People need to understand:

• What the system does and doesn’t do
• How to respond to alerts
• What to do when the system flags questionable items
• How to handle system failures
• Basic troubleshooting

Rollout

Go live with appropriate support:

• Vendor or integrator on site initially
• Parallel running with existing inspection (if possible)
• Close monitoring of performance
• Rapid response to issues

The first few weeks typically require significant attention. Plan for it.

Phase 6: Ongoing operations

Performance monitoring

Track continuously:

• Detection rate (requires auditing escapes)
• False positive rate (rejected good product)
• System uptime
• Processing latency

Drift happens. Performance that was great initially can degrade as products, lighting, or equipment changes.

Model maintenance

Plan for regular model updates as:

• New products are introduced
• New defect types emerge
• Performance drifts

This requires ongoing capability, either internal or contracted.

System maintenance

Cameras get dirty. Lighting ages. Hardware fails. Include vision systems in your maintenance program.

Common failure modes

• Lighting changes: Ambient conditions affect results. Need robust lighting design.
• Product variation: Models trained on one product variant fail on others.
• Defect evolution: New defect types appear that weren’t in training data.
• Integration failures: System detects defects but rejection doesn’t work.
• Operator workarounds: People bypass the system because of false positives.

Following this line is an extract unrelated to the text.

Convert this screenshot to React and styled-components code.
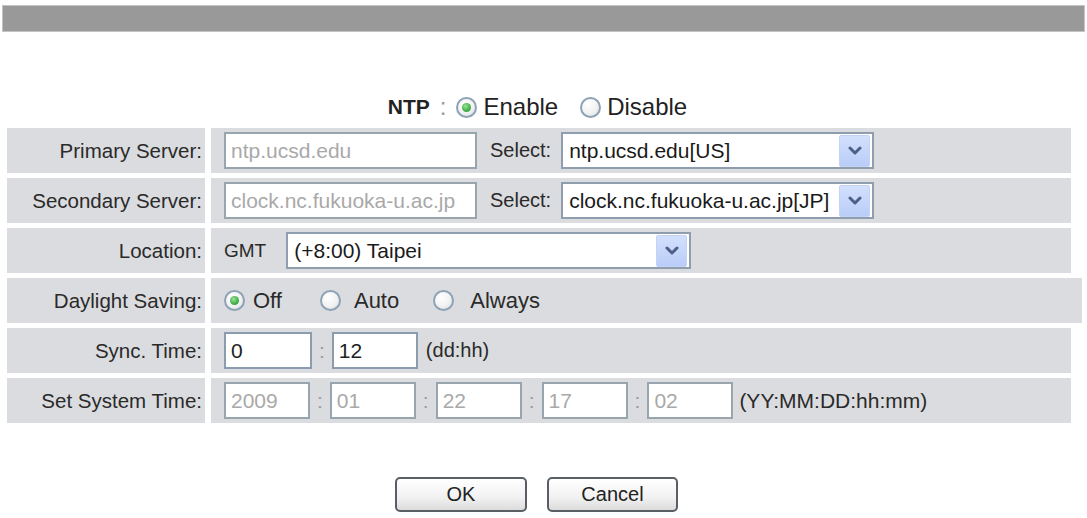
import React from "react";
import styled, { createGlobalStyle } from "styled-components";

const GlobalStyle = createGlobalStyle`
  body {
    margin: 0;
    background: #ffffff;
    font-family: "Liberation Sans", Arial, sans-serif;
    color: #222222;
  }
`;

const Page = styled.div`
  width: 1087px;
  padding-top: 5px;
`;

const TopBar = styled.div`
  height: 25px;
  margin: 0 2px;
  background: #999999;
  border: 1px solid #c4c4c4;
`;

const NtpLine = styled.div`
  margin-top: 60px;
  height: 30px;
  display: flex;
  align-items: center;
  justify-content: center;
  padding-right: 12px;
  font-size: 24px;
`;

const NtpTitle = styled.span`
  font-weight: bold;
  font-size: 21px;
`;

const Colon = styled.span`
  margin: 0 ${(p) => p.$space || 7}px;
  color: ${(p) => (p.$muted ? "#9a9a9a" : "inherit")};
`;

const Table = styled.div`
  margin: 6px 0 0 7px;
  display: flex;
  flex-direction: column;
  gap: 5px;
`;

const Row = styled.div`
  display: grid;
  grid-template-columns: 198px 1fr;
  column-gap: 6px;
  height: 45px;
  width: ${(p) => (p.$wide ? 1075 : 1064)}px;
`;

const Label = styled.div`
  background: #dbdcdf;
  display: flex;
  align-items: center;
  justify-content: flex-end;
  padding-right: 3px;
  font-size: 20.5px;
  color: #2a2a2a;
`;

const Cell = styled.div`
  background: #dbdcdf;
  display: flex;
  align-items: center;
  padding-left: 13px;
  font-size: 21px;
  color: #2a2a2a;
`;

const TextBox = styled.div`
  box-sizing: border-box;
  width: ${(p) => p.$w}px;
  height: 37px;
  background: #ffffff;
  border: 2px solid ${(p) => (p.$disabled ? "#98a4ae" : "#8a9cae")};
  padding-left: 5px;
  display: flex;
  align-items: center;
  font-size: 21px;
  color: ${(p) => (p.$disabled ? "#a9a9a9" : "#1e1e1e")};
  white-space: nowrap;
  overflow: hidden;
`;

const Caption = styled.span`
  margin-left: ${(p) => p.$gap || 0}px;
  margin-right: ${(p) => p.$after || 0}px;
  font-size: ${(p) => p.$size || 21}px;
`;

const SelectBox = styled.div`
  box-sizing: border-box;
  width: ${(p) => p.$w}px;
  height: 37px;
  background: #ffffff;
  border: 2px solid #8e9eaf;
  display: flex;
  align-items: center;
  justify-content: space-between;
  padding: 0 2px 0 6px;
  font-size: 21px;
  color: #1a1a1a;
  white-space: nowrap;
`;

const ArrowButton = styled.div`
  width: 29px;
  height: 30px;
  background: linear-gradient(#d3e0fd, #b9cdf8);
  border: 1px solid #c4d3f5;
  border-radius: 2px;
  display: flex;
  align-items: center;
  justify-content: center;
`;

const RadioGroup = styled.label`
  display: inline-flex;
  align-items: center;
  margin-right: ${(p) => p.$after || 0}px;
  font-size: ${(p) => p.$size || 22}px;
`;

const RadioDot = styled.span`
  position: relative;
  box-sizing: border-box;
  width: 21px;
  height: 21px;
  margin-right: ${(p) => p.$space || 13}px;
  border-radius: 50%;
  border: 2px solid #8ea2b6;
  background: radial-gradient(circle at 35% 30%, #ffffff 0%, #f2f2f2 55%, #d9dde2 100%);

  &::after {
    content: "";
    display: ${(p) => (p.$checked ? "block" : "none")};
    position: absolute;
    left: 4px;
    top: 4px;
    width: 9px;
    height: 9px;
    border-radius: 50%;
    background: radial-gradient(circle at 40% 35%, #9ee29a 0%, #3fae45 60%, #2d8a34 100%);
  }
`;

const Buttons = styled.div`
  margin-top: 54px;
  display: flex;
  justify-content: center;
  gap: 20px;
  padding-right: 14px;
`;

const Button = styled.button`
  box-sizing: border-box;
  width: ${(p) => p.$w || 132}px;
  height: 35px;
  border: 2px solid #5a5f66;
  border-radius: 5px;
  background: linear-gradient(#ffffff, #f1f1f1 60%, #dcdcdc);
  font-family: "Liberation Sans", Arial, sans-serif;
  font-size: 20px;
  color: #222222;
  padding: 0;
`;

const Chevron = () => (
  <svg width="14" height="9" viewBox="0 0 14 9">
    <path d="M2 2 L7 7 L12 2" fill="none" stroke="#4c5f86" strokeWidth="3" strokeLinecap="round" strokeLinejoin="round" />
  </svg>
);

const Dropdown = ({ width, value }) => (
  <SelectBox $w={width}>
    <span>{value}</span>
    <ArrowButton>
      <Chevron />
    </ArrowButton>
  </SelectBox>
);

const Radio = ({ checked, label, space, after, size }) => (
  <RadioGroup $after={after} $size={size}>
    <RadioDot $checked={checked} $space={space} />
    {label}
  </RadioGroup>
);

const systemTime = ["2009", "01", "22", "17", "02"];

export default function App() {
  return (
    <Page>
      <GlobalStyle />
      <TopBar />

      <NtpLine>
        <NtpTitle>NTP</NtpTitle>
        <Colon $space={10} $muted>:</Colon>
        <Radio checked label="Enable" space={6} after={22} size={24} />
        <Radio label="Disable" space={6} size={24} />
      </NtpLine>

      <Table>
        <Row>
          <Label>Primary Server:</Label>
          <Cell>
            <TextBox $w={253} $disabled>ntp.ucsd.edu</TextBox>
            <Caption $gap={13} $after={10} $size={20}>Select:</Caption>
            <Dropdown width={313} value="ntp.ucsd.edu[US]" />
          </Cell>
        </Row>
        <Row>
          <Label>Secondary Server:</Label>
          <Cell>
            <TextBox $w={253} $disabled>clock.nc.fukuoka-u.ac.jp</TextBox>
            <Caption $gap={13} $after={10} $size={20}>Select:</Caption>
            <Dropdown width={313} value="clock.nc.fukuoka-u.ac.jp[JP]" />
          </Cell>
        </Row>
        <Row>
          <Label>Location:</Label>
          <Cell>
            <Caption $after={20} $size={19}>GMT</Caption>
            <Dropdown width={405} value="(+8:00) Taipei" />
          </Cell>
        </Row>
        <Row $wide>
          <Label>Daylight Saving:</Label>
          <Cell>
            <Radio checked label="Off" space={8} after={38} />
            <Radio label="Auto" after={34} />
            <Radio label="Always" space={16} />
          </Cell>
        </Row>
        <Row>
          <Label>Sync. Time:</Label>
          <Cell>
            <TextBox $w={88}>0</TextBox>
            <Colon $muted>:</Colon>
            <TextBox $w={86}>12</TextBox>
            <Caption $gap={8} $size={20}>(dd:hh)</Caption>
          </Cell>
        </Row>
        <Row>
          <Label>Set System Time:</Label>
          <Cell>
            {systemTime.map((v, i) => (
              <React.Fragment key={i}>
                {i > 0 && <Colon $muted>:</Colon>}
                <TextBox $w={86} $disabled>{v}</TextBox>
              </React.Fragment>
            ))}
            <Caption $gap={6} $size={21}>(YY:MM:DD:hh:mm)</Caption>
          </Cell>
        </Row>
      </Table>

      <Buttons>
        <Button>OK</Button>
        <Button $w={131}>Cancel</Button>
      </Buttons>
    </Page>
  );
}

Anticipate these and plan for them.

When to get help

Computer vision implementation is genuinely technical. Most manufacturers don’t have this expertise in-house.

Options include:

• Vision system vendors (Cognex, Keyence, etc. often do implementation)
• Industrial system integrators with vision expertise
• Specialised AI companies (including AI consultants Melbourne for custom requirements)

Choose partners with actual industrial experience, not just AI expertise. Factory environments are different from labs.

Computer vision for quality inspection works. But it works because of careful implementation, not magic. Do the work upfront, and you’ll get a system that delivers value for years.